Task details: Skip the pictures and quote all of the lines exactly.

++++ Provided material

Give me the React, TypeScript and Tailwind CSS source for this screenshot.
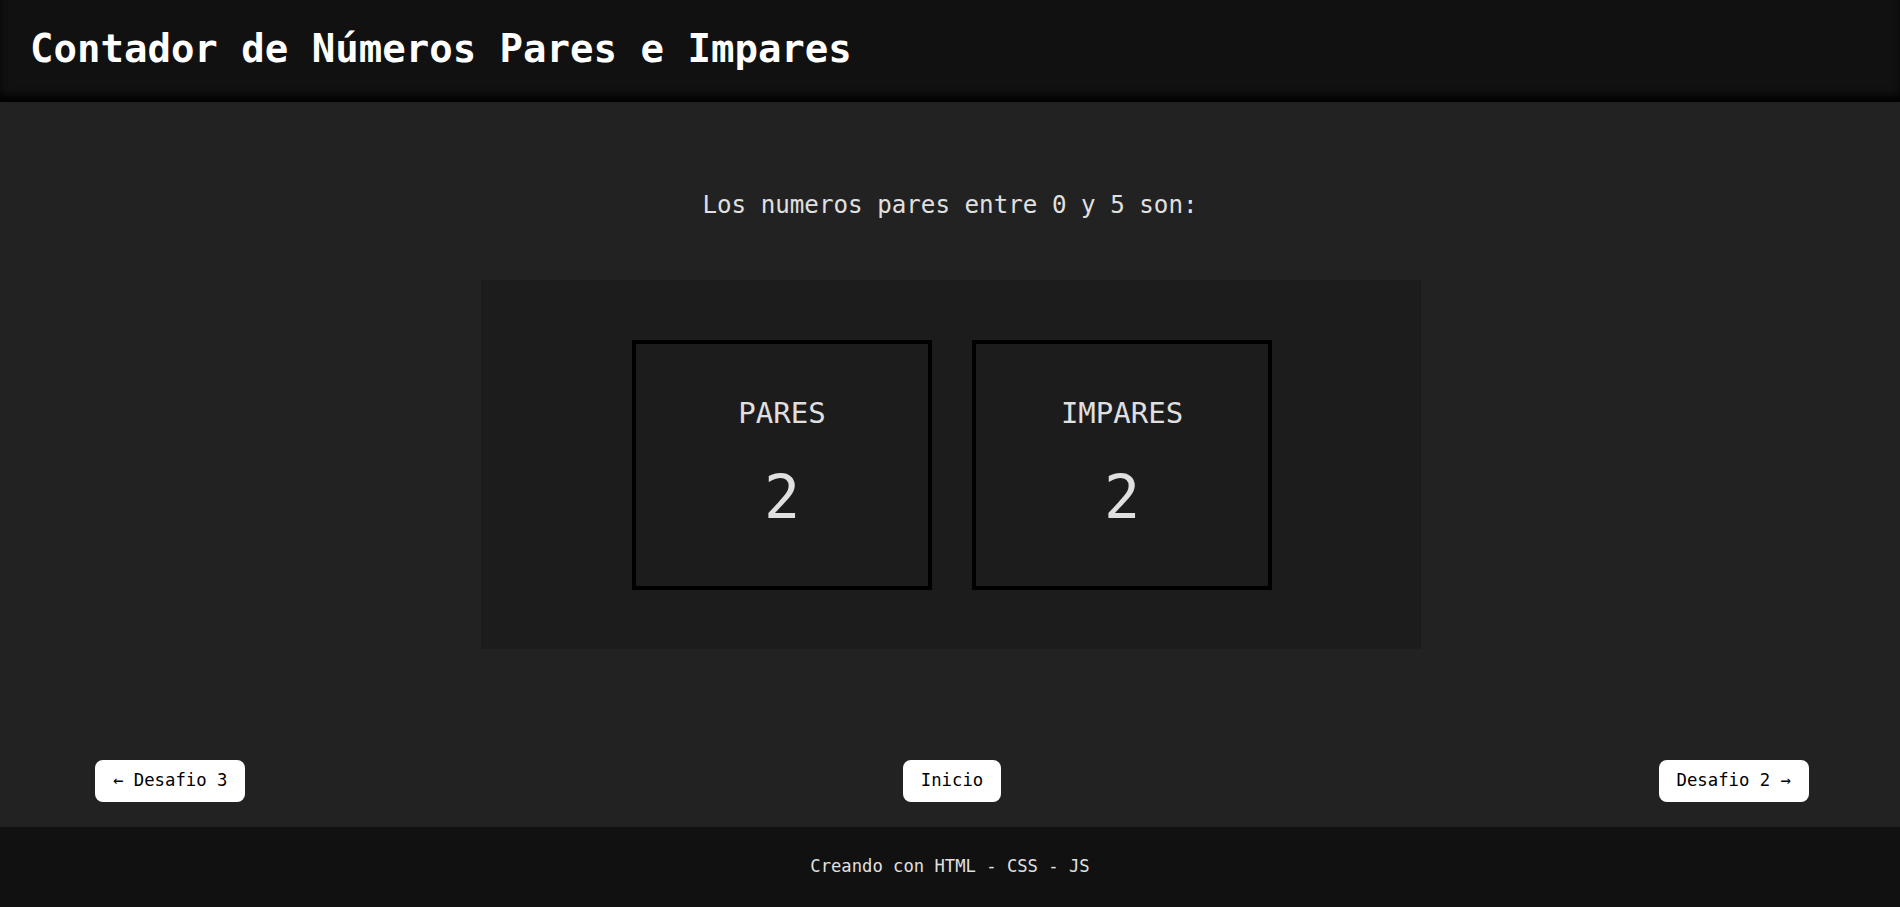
const mono = "font-['DejaVu_Sans_Mono',monospace]";

const Card = ({ label, value }: { label: string; value: number }) => (
  <div className="flex h-[250px] w-[300px] flex-col items-center justify-center gap-[30px] border-4 border-black bg-[#1c1c1c]">
    <h3 className="text-[29px] leading-[35px] text-[#e0e0e0]">{label}</h3>
    <p className="text-[60px] leading-[72px] text-[#e0e0e0]">{value}</p>
  </div>
);

const NavButton = ({ children }: { children: React.ReactNode }) => (
  <button className="flex h-[42px] items-center rounded-lg bg-white px-[18px] text-[17.3px] text-black">
    {children}
  </button>
);

export default function App() {
  return (
    <div className={`flex h-[907px] w-full flex-col bg-[#222222] ${mono}`}>
      <header className="flex h-[102px] shrink-0 items-center bg-[#111111] px-[30px] pb-[4px] shadow-[inset_0_-8px_10px_-2px_#000]">
        <h1 className="text-[39px] font-bold text-white">Contador de Números Pares e Impares</h1>
      </header>

      <main className="flex flex-1 flex-col items-center pt-[85px]">
        <h2 className="text-[24.2px] leading-[36px] text-[#e0e0e0]">Los numeros pares entre 0 y 5 son:</h2>

        <section className="ml-[2px] mt-[57px] flex h-[369px] w-[940px] items-center justify-center gap-[40px] bg-[#1c1c1c] pl-[2px]">
          <Card label="PARES" value={2} />
          <Card label="IMPARES" value={2} />
        </section>

        <nav className="mt-[111px] flex w-full justify-between pl-[95px] pr-[91px]">
          <NavButton>← Desafio 3</NavButton>
          <NavButton>Inicio</NavButton>
          <NavButton>Desafio 2 →</NavButton>
        </nav>
      </main>

      <footer className="flex h-[80px] shrink-0 items-center justify-center bg-[#111111]">
        <p className="text-[17.2px] text-[#e0e0e0]">Creando con HTML - CSS - JS</p>
      </footer>
    </div>
  );
}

++++++++

The answer:
Give me the React, TypeScript and Tailwind CSS source for this screenshot.
const mono = "font-['DejaVu_Sans_Mono',monospace]";

const Card = ({ label, value }: { label: string; value: number }) => (
  <div className="flex h-[250px] w-[300px] flex-col items-center justify-center gap-[30px] border-4 border-black bg-[#1c1c1c]">
    <h3 className="text-[29px] leading-[35px] text-[#e0e0e0]">{label}</h3>
    <p className="text-[60px] leading-[72px] text-[#e0e0e0]">{value}</p>
  </div>
);

const NavButton = ({ children }: { children: React.ReactNode }) => (
  <button className="flex h-[42px] items-center rounded-lg bg-white px-[18px] text-[17.3px] text-black">
    {children}
  </button>
);

export default function App() {
  return (
    <div className={`flex h-[907px] w-full flex-col bg-[#222222] ${mono}`}>
      <header className="flex h-[102px] shrink-0 items-center bg-[#111111] px-[30px] pb-[4px] shadow-[inset_0_-8px_10px_-2px_#000]">
        <h1 className="text-[39px] font-bold text-white">Contador de Números Pares e Impares</h1>
      </header>

      <main className="flex flex-1 flex-col items-center pt-[85px]">
        <h2 className="text-[24.2px] leading-[36px] text-[#e0e0e0]">Los numeros pares entre 0 y 5 son:</h2>

        <section className="ml-[2px] mt-[57px] flex h-[369px] w-[940px] items-center justify-center gap-[40px] bg-[#1c1c1c] pl-[2px]">
          <Card label="PARES" value={2} />
          <Card label="IMPARES" value={2} />
        </section>

        <nav className="mt-[111px] flex w-full justify-between pl-[95px] pr-[91px]">
          <NavButton>← Desafio 3</NavButton>
          <NavButton>Inicio</NavButton>
          <NavButton>Desafio 2 →</NavButton>
        </nav>
      </main>

      <footer className="flex h-[80px] shrink-0 items-center justify-center bg-[#111111]">
        <p className="text-[17.2px] text-[#e0e0e0]">Creando con HTML - CSS - JS</p>
      </footer>
    </div>
  );
}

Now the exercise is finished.